A new British nuclear-powered submarine was towed free after running aground off the coast of northwest Scotland on Friday.
HMS Astute, the first of a new class of nuclear-powered submarines that was undergoing sea trials, became snagged on rocks off the Isle of Skye in an embarrassing incident for the Royal Navy.
The Navy had to wait for hours for high tide before tugs could tow the advanced submarine to deeper water.
"Two tugs attached lines to her and pulled her free at high tide," a Royal Navy spokesman said.
The submarine will be closely examined for any damage, he said.
HMS Astute, commissioned into the Navy in August, is nuclear-powered but does not carry nuclear weapons. Britain's nuclear missiles are carried aboard four Vanguard-class submarines.
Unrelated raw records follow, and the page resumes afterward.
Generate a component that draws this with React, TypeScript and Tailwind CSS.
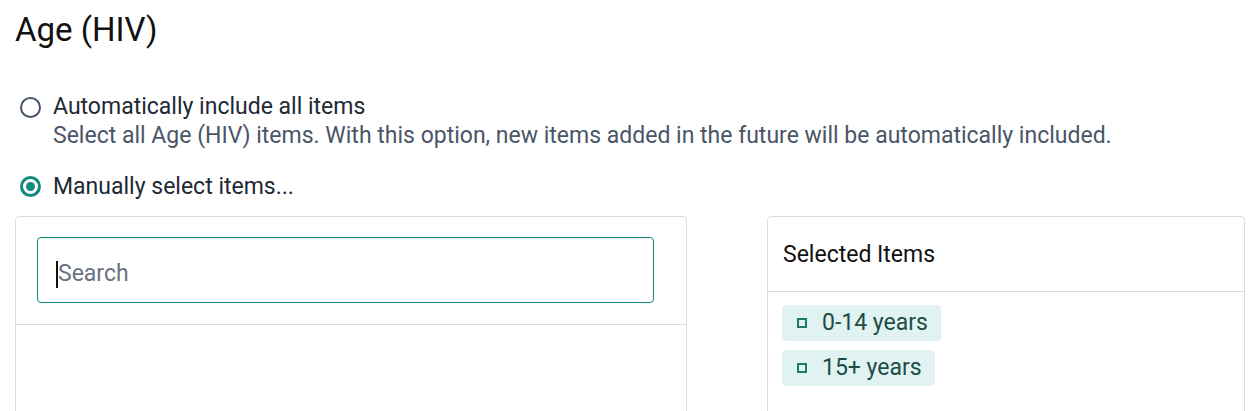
export default function App() {
  const font = { fontFamily: 'Roboto, "Liberation Sans", sans-serif' };
  return (
    <div className="bg-white min-h-screen pl-[15px] pr-[8px] text-[#1a1a1a]" style={font}>
      {/* title */}
      <h1 className="pt-[10px] text-[33px] leading-[40px] font-normal text-[#111]">Age (HIV)</h1>

      {/* options */}
      <div className="mt-[42px] pl-[5px]">
        <label className="flex items-start gap-[12px]">
          <span className="mt-[5px] w-[21px] h-[21px] rounded-full border-2 border-[#475569] bg-white shrink-0" />
          <span className="flex flex-col">
            <span className="text-[23px] leading-[29px] text-[#212934]">Automatically include all items</span>
            <span className="text-[23px] leading-[29px] text-[#4a5568]">
              Select all Age (HIV) items. With this option, new items added in the future will be automatically included.
            </span>
          </span>
        </label>
        <label className="flex items-center gap-[12px] mt-[22px]">
          <span className="w-[21px] h-[21px] rounded-full border-[3px] border-[#138a7e] flex items-center justify-center shrink-0">
            <span className="w-[9px] h-[9px] rounded-full bg-[#138a7e]" />
          </span>
          <span className="text-[23px] leading-[29px] text-[#212934]">Manually select items...</span>
        </label>
      </div>

      {/* transfer panels */}
      <div className="mt-[15px] flex gap-[80px]">
        <div className="w-[672px] shrink-0 h-[220px] border border-[#d5dde5] rounded-[4px] flex flex-col">
          <div className="pl-[21px] pr-[32px] pt-[20px] pb-[21px] border-b border-[#d5dde5]">
            <div className="h-[66px] border border-[#138a7e] rounded-[4px] flex items-center pl-[18px] pr-[13px] pt-[8px] shadow-[inset_0_1px_2px_rgba(0,0,0,0.08)]">
              <span className="w-[2px] h-[27px] bg-[#111]" />
              <input
                className="flex-1 outline-none text-[23px] text-[#1a1a1a] placeholder:text-[#6b7280] bg-transparent"
                placeholder="Search"
                style={font}
              />
            </div>
          </div>
        </div>

        <div className="w-[478px] shrink-0 h-[220px] border border-[#d5dde5] rounded-[4px] flex flex-col">
          <div className="h-[75px] px-[15px] pt-[2px] flex items-center border-b border-[#d5dde5] text-[23px] text-[#111]">
            Selected Items
          </div>
          <div className="px-[14px] pt-[13px] flex flex-col items-start gap-[9px]">
            {['0-14 years', '15+ years'].map((t) => (
              <div
                key={t}
                className="h-[36px] flex items-center gap-[15px] pl-[15px] pr-[13px] bg-[#e0f2f1] rounded-[4px] text-[23px] text-[#1b4d44]"
              >
                <span className="w-[10px] h-[10px] border-2 border-[#1f7a6b]" />
                {t}
              </div>
            ))}
          </div>
        </div>
      </div>
    </div>
  );
}
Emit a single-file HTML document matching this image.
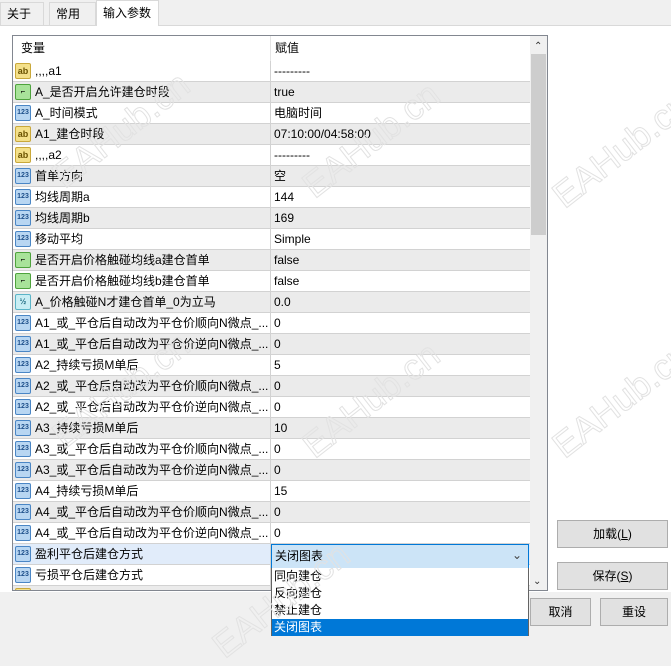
<!DOCTYPE html>
<html><head><meta charset="utf-8"><style>
*{margin:0;padding:0;box-sizing:border-box}
body{width:671px;height:636px;background:#f0f0f0;font-family:"Liberation Sans","Noto Sans CJK SC",sans-serif;font-size:12px;line-height:15px;color:#000;position:relative;overflow:hidden}
.tab{position:absolute;top:2px;height:23px;border:1px solid #d9d9d9;border-bottom:none;background:#f0f0f0;padding:4px 6px;font-size:12px}
.panel{position:absolute;left:0;top:25px;width:671px;height:567px;background:#fff;border-top:1px solid #d9d9d9}
.list{position:absolute;left:12px;top:35px;width:536px;height:556px;border:1px solid #828790;background:#fff;overflow:hidden}
.hdr{position:absolute;left:0;top:0;width:517px;height:25px;background:#fff}
.hdr span{position:absolute;top:5px}
.row{position:absolute;left:0;width:517px;height:21px;border-bottom:1px solid #d2d2d2}
.row.g{background:#ebebeb}
.row.sel{background:#e1ecfa}
.row .n{position:absolute;left:22px;top:3px;white-space:nowrap}
.row .v{position:absolute;left:261px;top:3px;white-space:nowrap}
.row .d{position:absolute;left:257px;top:0;width:1px;height:21px;background:#d2d2d2}
.ic{position:absolute;left:2px;top:2px;width:16px;height:16px;border-radius:2px;font-size:8px;font-weight:bold;text-align:center;line-height:14px}
.ab{background:#f4e08a;border:1px solid #c9a83a;color:#6a5200;font-size:9px}
.bo{background:#a8e39a;border:1px solid #4ea33d}
.nu{background:#b8d6f2;border:1px solid #4a86c5;color:#1d4f8a;font-size:7px}
.ha{background:#c9eef4;border:1px solid #5bb4c7;color:#1d6a80;font-size:8px}
.sb{position:absolute;left:517px;top:0;width:17px;height:554px;background:#f0f0f0}
.btn{position:absolute;background:#e1e1e1;border:1px solid #adadad;text-align:center;line-height:26px}
.wm{position:absolute;font-size:36px;line-height:40px;color:transparent;-webkit-text-stroke:1px #e2e2e2;transform:rotate(-38deg);white-space:nowrap}
</style></head><body>
<div class="panel"></div>
<div class="tab" style="left:0;width:44px">关于</div>
<div class="tab" style="left:49px;width:47px">常用</div>
<div class="tab" style="left:96px;top:0;height:26px;width:63px;background:#fff;padding-top:5px">输入参数</div>

<div class="list">
<div class="hdr"><span style="left:8px">变量</span><span style="left:262px">赋值</span><div style="position:absolute;left:257px;top:0;width:1px;height:25px;background:#e5e5e5"></div></div>
<div id="rows"></div>
<div class="sb">
<div style="position:absolute;left:4px;top:3px;font-size:10px;color:#333">&#8963;</div>
<div style="position:absolute;left:1px;top:18px;width:15px;height:181px;background:#cdcdcd"></div>
<div style="position:absolute;left:3px;top:538px;font-size:10px;color:#333">&#8964;</div>
</div>
</div>

<div style="position:absolute;left:271px;top:544px;width:258px;height:25px;background:#cce4f7;border:1px solid #0078d7;padding:4px 3px">关闭图表<span style="position:absolute;right:6px;top:3px;color:#444">&#8964;</span></div>
<div style="position:absolute;left:271px;top:568px;width:258px;height:68px;background:#fff;border:1px solid #646464;border-top:none">
<div style="height:17px;padding:1px 2px">同向建仓</div>
<div style="height:17px;padding:1px 2px">反向建仓</div>
<div style="height:17px;padding:1px 2px">禁止建仓</div>
<div style="height:17px;padding:1px 2px;background:#0078d7;color:#fff">关闭图表</div>
</div>

<div class="btn" style="left:557px;top:520px;width:111px;height:28px">加载(<u>L</u>)</div>
<div class="btn" style="left:557px;top:562px;width:111px;height:28px">保存(<u>S</u>)</div>
<div class="btn" style="left:530px;top:598px;width:61px;height:28px">取消</div>
<div class="btn" style="left:600px;top:598px;width:68px;height:28px">重设</div>

<div class="wm" style="left:40px;top:110px">EAHub.cn</div>
<div class="wm" style="left:290px;top:120px">EAHub.cn</div>
<div class="wm" style="left:540px;top:130px">EAHub.cn</div>
<div class="wm" style="left:40px;top:370px">EAHub.cn</div>
<div class="wm" style="left:290px;top:380px">EAHub.cn</div>
<div class="wm" style="left:540px;top:380px">EAHub.cn</div>
<div class="wm" style="left:200px;top:580px">EAHub.cn</div>

<script>
var d=[["ab",",,,,a1","---------"],["bo","A_是否开启允许建仓时段","true"],["nu","A_时间模式","电脑时间"],["ab","A1_建仓时段","07:10:00/04:58:00"],["ab",",,,,a2","---------"],["nu","首单方向","空"],["nu","均线周期a","144"],["nu","均线周期b","169"],["nu","移动平均","Simple"],["bo","是否开启价格触碰均线a建仓首单","false"],["bo","是否开启价格触碰均线b建仓首单","false"],["ha","A_价格触碰N才建仓首单_0为立马","0.0"],["nu","A1_或_平仓后自动改为平仓价顺向N微点_...","0"],["nu","A1_或_平仓后自动改为平仓价逆向N微点_...","0"],["nu","A2_持续亏损M单后","5"],["nu","A2_或_平仓后自动改为平仓价顺向N微点_...","0"],["nu","A2_或_平仓后自动改为平仓价逆向N微点_...","0"],["nu","A3_持续亏损M单后","10"],["nu","A3_或_平仓后自动改为平仓价顺向N微点_...","0"],["nu","A3_或_平仓后自动改为平仓价逆向N微点_...","0"],["nu","A4_持续亏损M单后","15"],["nu","A4_或_平仓后自动改为平仓价顺向N微点_...","0"],["nu","A4_或_平仓后自动改为平仓价逆向N微点_...","0"],["nu","盈利平仓后建仓方式",""],["nu","亏损平仓后建仓方式",""],["ab","",""]];
var t={ab:"ab",bo:"⌐",nu:"123",ha:"½"};
var h="";
d.forEach(function(r,i){var c=i==23?"row sel":(i%2?"row g":"row");
h+='<div class="'+c+'" style="top:'+(25+i*21)+'px"><div class="ic '+r[0]+'">'+t[r[0]]+'</div><span class="n">'+r[1]+'</span><div class="d"></div><span class="v">'+r[2]+'</span></div>';});
document.getElementById("rows").innerHTML=h;
</script>
</body></html>
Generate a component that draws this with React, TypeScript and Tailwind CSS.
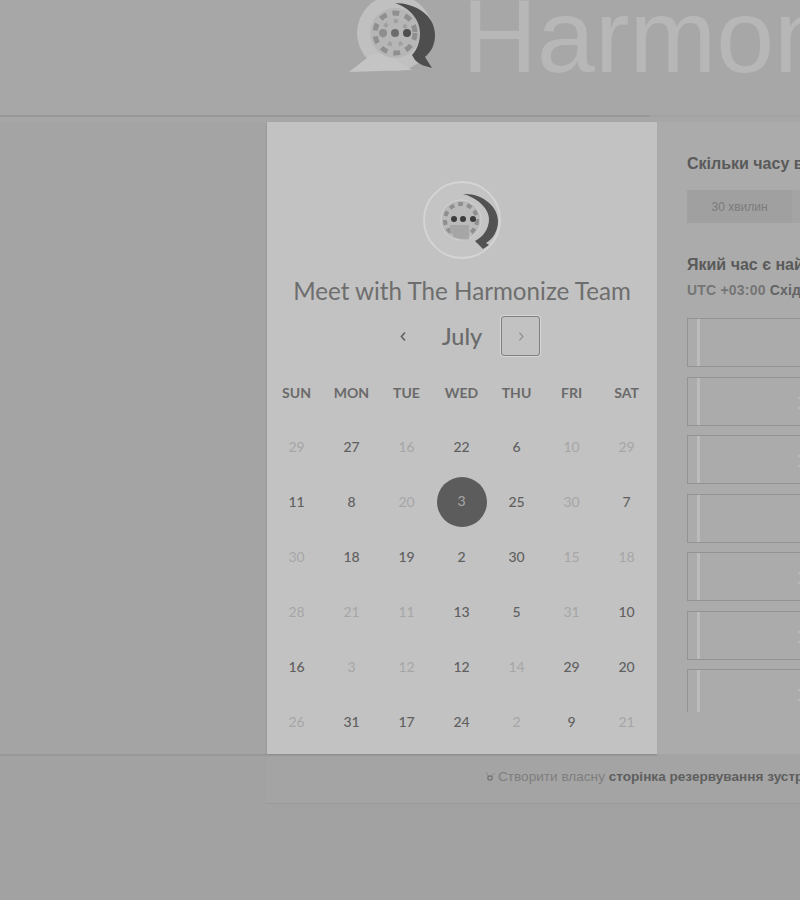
const weekDays = ["SUN", "MON", "TUE", "WED", "THU", "FRI", "SAT"];

// [day, enabled]
const days: [number, boolean][] = [
  [29, false], [27, true], [16, false], [22, true], [6, true], [10, false], [29, false],
  [11, true], [8, true], [20, false], [3, true], [25, true], [30, false], [7, true],
  [30, false], [18, true], [19, true], [2, true], [30, true], [15, false], [18, false],
  [28, false], [21, false], [11, false], [13, true], [5, true], [31, false], [10, true],
  [16, true], [3, false], [12, false], [12, true], [14, false], [29, true], [20, true],
  [26, false], [31, true], [17, true], [24, true], [2, false], [9, true], [21, false],
];

// true where the row's label starts inside the picture
const slots = [false, true, true, false, true, true, true];

function Logo() {
  return (
    <svg viewBox="0 0 92 75" className="h-[75px] w-[92px] shrink-0">
      <circle cx="50" cy="33" r="38" fill="#c0c0c0" />
      <path d="M4 72 27 54h14l26 16Z" fill="#c4c4c4" />
      <circle cx="50" cy="33" r="25" fill="#b6b6b6" />
      <circle cx="50" cy="33" r="20" fill="none" stroke="#8f8f8f" strokeWidth="5" strokeDasharray="7 6" />
      <circle cx="50" cy="33" r="12" fill="none" stroke="#a0a0a0" strokeWidth="4" strokeDasharray="4 7" />
      <path d="M50 3C70 3 90 15 90 35c0 10-4 17-10 22l7 11c-7-2-12-3-17-8l-3-5c5-5 8-13 8-22C75 20 65 8 50 3Z" fill="#4e4e4e" />
      <circle cx="38" cy="33" r="4" fill="#8e8e8e" />
      <circle cx="50" cy="33" r="4" fill="#6c6c6c" />
      <circle cx="62" cy="33" r="4" fill="#4e4e4e" />
    </svg>
  );
}

function Avatar() {
  return (
    <div className="mt-px size-[78px] overflow-hidden rounded-full border-2 border-[#d4d4d4] bg-[#c4c4c4]">
      <svg viewBox="2 2 74 74" className="size-full">
        <circle cx="38" cy="39" r="20" fill="#bababa" stroke="#d2d2d2" />
        <circle cx="38" cy="39" r="16" fill="none" stroke="#8f8f8f" strokeWidth="4" strokeDasharray="5 4" />
        <path d="M27 44h19v14c-8 2-16-2-19-8Z" fill="#a6a6a6" />
        <path d="M40 13c20-1 35 13 35 27 0 10-5 18-12 22l3 2-6 4-8-8c8-4 14-12 14-22S55 17 40 13Z" fill="#525252" />
        <circle cx="31" cy="38" r="3" fill="#3c3c3c" />
        <circle cx="40" cy="38" r="3" fill="#3c3c3c" />
        <circle cx="50" cy="38" r="3" fill="#3c3c3c" />
      </svg>
    </div>
  );
}

function Calendar() {
  return (
    <div className="flex h-[632px] w-[390px] shrink-0 flex-col items-center bg-[#c2c2c2] pt-[58px] font-['Lato',sans-serif] text-[#5f5f5f] shadow-[0_1px_2px_rgba(0,0,0,0.2)]">
      <Avatar />
      <h1 className="mt-[14px] text-[24.2px] leading-[36px] font-normal text-[#6e6e6e]">Meet with The Harmonize Team</h1>
      <div className="mt-[7px] -ml-px flex h-10 items-center">
        <button className="flex size-10 items-center justify-center">
          <svg viewBox="0 0 10 14" className="h-[11px] w-2">
            <path d="M7.5 2 3 7l4.5 5" fill="none" stroke="#606060" strokeWidth="2" />
          </svg>
        </button>
        <div className="w-[78px] pt-[2px] text-center text-[23.5px] font-medium text-[#6a6a6a]">July</div>
        <button className="flex h-10 w-[39px] items-center justify-center rounded-[3px] border border-[#7f7f7f] shadow-[0_0_0_1px_#d6d6d6]">
          <svg viewBox="0 0 10 14" className="h-[11px] w-2">
            <path d="M3 2l4.5 5L3 12" fill="none" stroke="#8e8e8e" strokeWidth="1.5" />
          </svg>
        </button>
      </div>
      <div className="mt-[9px] -ml-px grid w-[385px] grid-cols-7 text-center">
        {weekDays.map((d) => (
          <div key={d} className="flex h-[54px] items-center justify-center text-[14px] font-bold text-[#6a6a6a]">
            {d}
          </div>
        ))}
        {days.map(([day, enabled], i) =>
          i === 10 ? (
            <div key={i} className="flex h-[55px] items-center justify-center">
              <div className="flex size-[50px] items-center justify-center rounded-full bg-[#5c5c5c] pb-[3px] text-[14px] text-[#a8a8a8]">
                {day}
              </div>
            </div>
          ) : (
            <div
              key={i}
              className={
                enabled
                  ? "flex h-[55px] items-center justify-center text-[14px] font-medium text-[#606060]"
                  : "flex h-[55px] items-center justify-center text-[14px] text-[#a6a6a6]"
              }
            >
              {day}
            </div>
          ),
        )}
      </div>
    </div>
  );
}

function Picker() {
  return (
    <div className="h-[632px] w-[500px] shrink-0 bg-[#ababab] pt-[32px] pl-[30px] font-['Liberation_Sans',Arial,sans-serif]">
      <div className="text-[16px] leading-5 font-bold whitespace-nowrap text-[#5a5a5a]">Скільки часу вам потрібно?</div>
      <div className="mt-[16px] flex h-[33px]">
        <div className="flex w-[105px] items-center justify-center bg-[#a0a0a0] text-[12px] text-[#7b7b7b]">30 хвилин</div>
        <div className="w-[105px] bg-[#a4a4a4]" />
      </div>
      <div className="mt-[32px] text-[16px] leading-5 font-bold whitespace-nowrap text-[#5a5a5a]">Який час є найкращим?</div>
      <div className="mt-[5px] text-[14px] leading-5 font-bold tracking-[0.2px] whitespace-nowrap text-[#757575]">
        UTC +03:00 <span className="text-[#636363]">Східна Європа</span>
      </div>
      <div className="mt-[18px] flex h-[394px] flex-col gap-[9.5px] overflow-hidden">
        {slots.map((hasLabel, i) => (
          <div key={i} className="flex h-[49px] w-[400px] shrink-0 items-center border border-[#939393]">
            <div className="ml-[9px] h-full w-[3px] shrink-0 bg-[#bcbcbc]" />
            {hasLabel && <span className="ml-[96px] text-[22px] text-[#bababa]">:</span>}
          </div>
        ))}
      </div>
    </div>
  );
}

export default function App() {
  return (
    <div className="h-[900px] w-[800px] overflow-hidden bg-[#a2a2a2]">
      <header className="flex h-[115px] items-start overflow-hidden bg-[#a7a7a7] pl-[345px] font-['Liberation_Sans',Arial,sans-serif]">
        <Logo />
        <div className="-mt-[24px] ml-[25px] text-[104px] leading-[120px] font-normal whitespace-nowrap text-[#b7b7b7]">
          Harmonize
        </div>
      </header>
      <div className="h-[2px] w-[650px] bg-[#989898]" />
      <div className="flex h-[637px] bg-[#a7a7a7] pt-[5px]">
        <div className="w-[267px] shrink-0 bg-[#a4a4a4]" />
        <Calendar />
        <Picker />
      </div>
      <div className="h-[2px] w-[267px] bg-[#989898]" />
      <div className="-mt-[2px] ml-[267px] flex h-[50px] w-[700px] items-center border-b border-[#999999] bg-[#a4a4a4] pb-[3px] pl-[217px] font-['Liberation_Sans',Arial,sans-serif] text-[13.6px] whitespace-nowrap text-[#7e7e7e]">
        <svg viewBox="0 0 12 12" className="mr-[2px] size-3 shrink-0">
          <circle cx="6" cy="7" r="2.2" fill="none" stroke="#707070" strokeWidth="1.2" />
          <path d="M2 1l2.4 4M8 5l2.5-3" stroke="#8a8a8a" strokeWidth="1" />
        </svg>
        Створити власну&nbsp;
        <b className="text-[#5e5e5e]">сторінка резервування зустрічей</b>
      </div>
    </div>
  );
}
"This is not a nuclear incident," a Ministry of Defence spokesman said earlier. "There are no injuries to personnel and the submarine is watertight."
The submarine got stuck, for unknown reasons, during a routine exchange of crew members.
"At some point she touched the rudder on the bottom and they weren't able to get her off immediately," a Navy spokesman said.
"There are no nuclear issues, no environmental impact, no injuries to people -- potential damage to the rudder, that's about it," the spokesman said.
The submarine's skipper, Cmdr. Andy Coles, chose not to force the vessel off the rocks, the U.K. Daily Telegraph reported, as that might have damaged the hull which the newspaper said was fitted with "some of the most advanced acoustic tiles that make Astute virtually undetectable beneath the seas."
The Telegraph said the $1.88 billion HMS Astute was the "world's most advanced nuclear submarine." Its nuclear reactor will not need refueling during the sub's life time in service.
The design, development and manufacture of the first three Astute-class submarines cost $6.1 billion.
Largest submarine According to the Royal Navy's website it is the largest and most advanced sub the navy operates and will gradually replace the "Swiftsure" and "Trafalgar" classes.
Witness Ross McKerlich told BBC News when the submarine ran aground earlier: "She is now high and dry and we can see just the tips of her propeller.
"It looks as if it has developed a slight list. There was a helicopter hovering over the top and there are still just the two naval vessels from the local base.
"Earlier in the day, they did have ropes and they were trying to tow (the submarine)."
It's not the first time a British nuclear submarine has run aground off northwest Scotland.
In 2002 HMS Trafalgar got into trouble off the Isle of Skye during a military exercise and two crew were slightly injured. The surrounding coastline is used as a training ground by the Navy.
Britain's coalition government ordered cuts to Britain's armed forces this week to curb a record budget deficit. It confirmed it would go ahead with an order for seven new Astute-class submarines, built by BAE Systems.
The accident came the day after the U.K.'s Royal Navy celebrated Trafalgar Day, which commemorated the 205th anniversary of Admiral Horatio Nelson's famous victory over a combined French and Spanish fleet.